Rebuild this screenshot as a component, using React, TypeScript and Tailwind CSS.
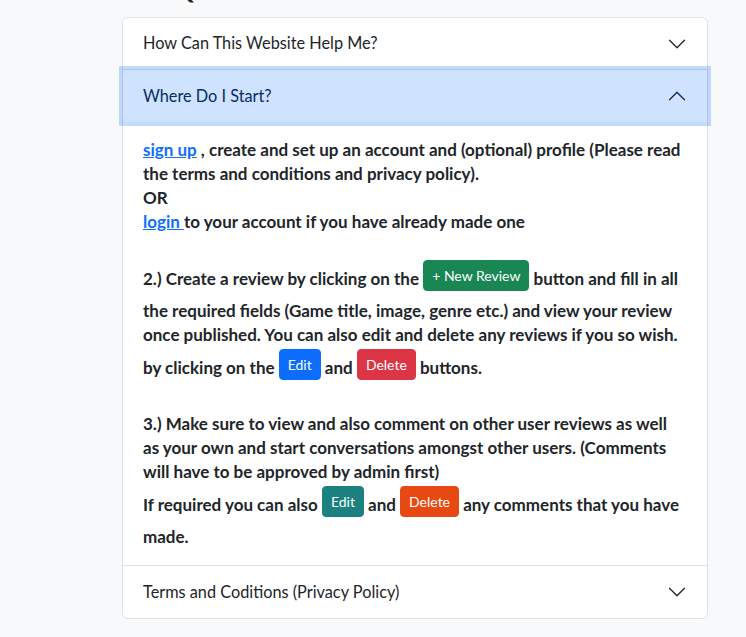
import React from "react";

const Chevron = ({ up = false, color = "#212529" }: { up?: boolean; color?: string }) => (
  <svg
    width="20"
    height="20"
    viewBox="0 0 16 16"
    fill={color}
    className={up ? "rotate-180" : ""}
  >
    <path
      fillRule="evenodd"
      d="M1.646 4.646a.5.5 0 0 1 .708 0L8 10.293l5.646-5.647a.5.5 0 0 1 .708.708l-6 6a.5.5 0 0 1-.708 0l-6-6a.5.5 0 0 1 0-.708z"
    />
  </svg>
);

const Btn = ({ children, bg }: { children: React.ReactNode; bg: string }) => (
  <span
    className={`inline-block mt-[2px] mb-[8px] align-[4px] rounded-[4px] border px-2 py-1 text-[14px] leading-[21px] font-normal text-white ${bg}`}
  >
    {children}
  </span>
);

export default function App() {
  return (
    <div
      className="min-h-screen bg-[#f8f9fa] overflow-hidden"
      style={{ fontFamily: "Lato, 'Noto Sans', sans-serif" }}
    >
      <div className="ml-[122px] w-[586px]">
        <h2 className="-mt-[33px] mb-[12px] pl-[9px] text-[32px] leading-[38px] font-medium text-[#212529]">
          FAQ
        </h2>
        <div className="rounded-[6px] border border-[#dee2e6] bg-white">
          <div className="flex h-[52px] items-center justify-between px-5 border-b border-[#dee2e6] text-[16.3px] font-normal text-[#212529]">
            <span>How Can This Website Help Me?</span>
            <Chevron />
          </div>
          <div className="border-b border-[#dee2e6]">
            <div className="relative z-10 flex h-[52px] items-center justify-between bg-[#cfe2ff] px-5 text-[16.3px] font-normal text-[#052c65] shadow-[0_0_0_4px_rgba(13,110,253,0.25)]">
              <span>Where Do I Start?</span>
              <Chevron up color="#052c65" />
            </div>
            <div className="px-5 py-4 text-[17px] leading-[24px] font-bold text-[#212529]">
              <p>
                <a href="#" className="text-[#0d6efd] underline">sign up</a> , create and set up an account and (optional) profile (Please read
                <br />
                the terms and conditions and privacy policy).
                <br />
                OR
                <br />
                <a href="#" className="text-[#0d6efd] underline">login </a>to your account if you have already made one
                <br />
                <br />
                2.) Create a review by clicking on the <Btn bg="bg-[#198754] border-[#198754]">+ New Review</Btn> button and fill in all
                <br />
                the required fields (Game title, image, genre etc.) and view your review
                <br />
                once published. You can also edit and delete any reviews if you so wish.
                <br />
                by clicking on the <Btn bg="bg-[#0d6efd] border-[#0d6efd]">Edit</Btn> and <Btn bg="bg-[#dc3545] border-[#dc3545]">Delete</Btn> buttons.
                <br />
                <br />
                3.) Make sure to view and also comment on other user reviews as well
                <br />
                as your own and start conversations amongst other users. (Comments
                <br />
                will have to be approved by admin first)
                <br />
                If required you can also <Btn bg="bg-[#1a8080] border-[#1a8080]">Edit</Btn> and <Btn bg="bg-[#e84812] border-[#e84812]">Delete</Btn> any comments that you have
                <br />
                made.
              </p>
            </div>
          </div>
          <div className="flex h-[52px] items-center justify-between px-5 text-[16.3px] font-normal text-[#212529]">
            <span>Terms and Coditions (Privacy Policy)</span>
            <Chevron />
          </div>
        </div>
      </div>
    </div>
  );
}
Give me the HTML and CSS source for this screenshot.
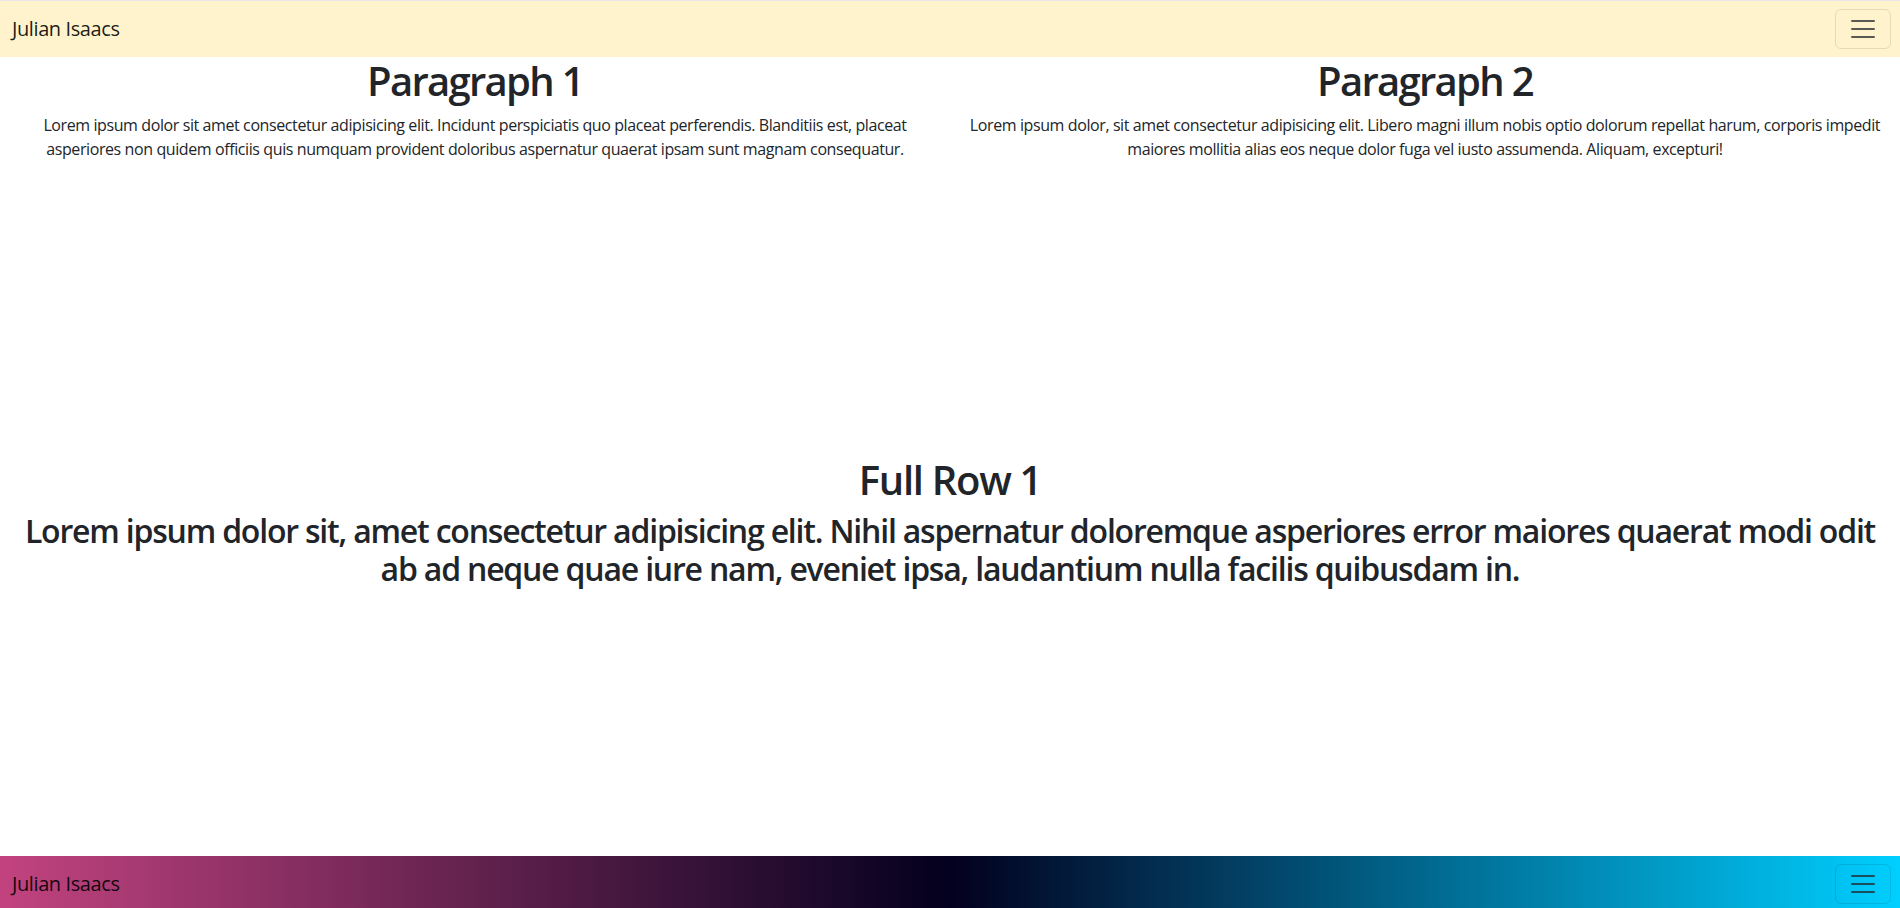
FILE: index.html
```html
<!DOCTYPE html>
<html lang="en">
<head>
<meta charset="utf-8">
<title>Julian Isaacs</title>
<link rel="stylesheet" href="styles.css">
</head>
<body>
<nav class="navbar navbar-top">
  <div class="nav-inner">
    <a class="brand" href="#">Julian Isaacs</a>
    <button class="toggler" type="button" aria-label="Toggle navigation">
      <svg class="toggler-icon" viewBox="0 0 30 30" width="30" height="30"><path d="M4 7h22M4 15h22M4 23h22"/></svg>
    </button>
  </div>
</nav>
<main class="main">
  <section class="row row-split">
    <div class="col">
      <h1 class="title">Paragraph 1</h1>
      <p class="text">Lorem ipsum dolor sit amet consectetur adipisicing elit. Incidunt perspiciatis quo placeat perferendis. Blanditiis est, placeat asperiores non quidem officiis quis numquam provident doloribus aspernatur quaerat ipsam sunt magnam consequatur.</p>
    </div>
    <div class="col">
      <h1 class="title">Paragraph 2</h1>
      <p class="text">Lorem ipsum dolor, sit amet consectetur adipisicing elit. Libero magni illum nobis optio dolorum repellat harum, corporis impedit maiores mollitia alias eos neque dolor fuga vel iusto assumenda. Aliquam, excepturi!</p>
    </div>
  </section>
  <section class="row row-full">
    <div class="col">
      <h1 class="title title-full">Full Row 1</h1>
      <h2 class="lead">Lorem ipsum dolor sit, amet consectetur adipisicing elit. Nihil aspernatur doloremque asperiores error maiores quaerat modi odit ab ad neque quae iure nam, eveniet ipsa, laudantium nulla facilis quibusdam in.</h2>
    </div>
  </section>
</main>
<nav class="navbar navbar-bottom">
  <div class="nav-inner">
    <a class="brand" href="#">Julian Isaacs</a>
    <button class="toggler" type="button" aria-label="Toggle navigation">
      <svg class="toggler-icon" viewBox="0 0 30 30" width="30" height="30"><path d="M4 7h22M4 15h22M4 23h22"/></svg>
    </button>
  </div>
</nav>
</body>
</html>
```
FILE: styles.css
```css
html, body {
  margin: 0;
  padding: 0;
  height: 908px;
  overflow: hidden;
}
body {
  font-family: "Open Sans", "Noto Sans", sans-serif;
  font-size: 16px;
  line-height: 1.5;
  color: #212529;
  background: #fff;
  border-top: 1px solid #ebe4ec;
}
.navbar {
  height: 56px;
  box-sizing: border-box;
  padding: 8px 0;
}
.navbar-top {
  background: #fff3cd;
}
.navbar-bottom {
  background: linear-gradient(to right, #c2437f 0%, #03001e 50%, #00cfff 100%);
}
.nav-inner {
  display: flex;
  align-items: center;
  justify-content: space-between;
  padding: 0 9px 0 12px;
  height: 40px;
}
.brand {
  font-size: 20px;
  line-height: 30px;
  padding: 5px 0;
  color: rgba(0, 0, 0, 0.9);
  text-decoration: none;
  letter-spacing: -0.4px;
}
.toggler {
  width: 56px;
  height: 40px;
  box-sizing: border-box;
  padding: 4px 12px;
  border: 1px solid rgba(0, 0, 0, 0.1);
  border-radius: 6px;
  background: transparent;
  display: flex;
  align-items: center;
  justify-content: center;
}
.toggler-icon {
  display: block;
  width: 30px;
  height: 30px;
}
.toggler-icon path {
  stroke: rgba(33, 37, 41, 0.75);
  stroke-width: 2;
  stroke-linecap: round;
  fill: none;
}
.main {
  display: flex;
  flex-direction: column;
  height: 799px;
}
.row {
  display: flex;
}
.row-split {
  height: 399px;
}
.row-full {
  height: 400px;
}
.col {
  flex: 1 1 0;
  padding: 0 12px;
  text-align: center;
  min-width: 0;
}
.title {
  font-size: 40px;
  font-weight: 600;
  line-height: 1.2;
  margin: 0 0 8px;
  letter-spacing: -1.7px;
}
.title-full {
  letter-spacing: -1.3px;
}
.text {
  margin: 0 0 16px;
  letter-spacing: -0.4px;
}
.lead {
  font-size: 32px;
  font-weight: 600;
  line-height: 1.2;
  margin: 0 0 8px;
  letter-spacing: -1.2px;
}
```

▶ [Problem details]:
From the first line of the material down to the line containing "import React from", inclusive, return each line exactly, skipping any picture.

▶ [Solution for this problem]:
Rebuild this screenshot as a component, using React, TypeScript and Tailwind CSS.
import React from "react";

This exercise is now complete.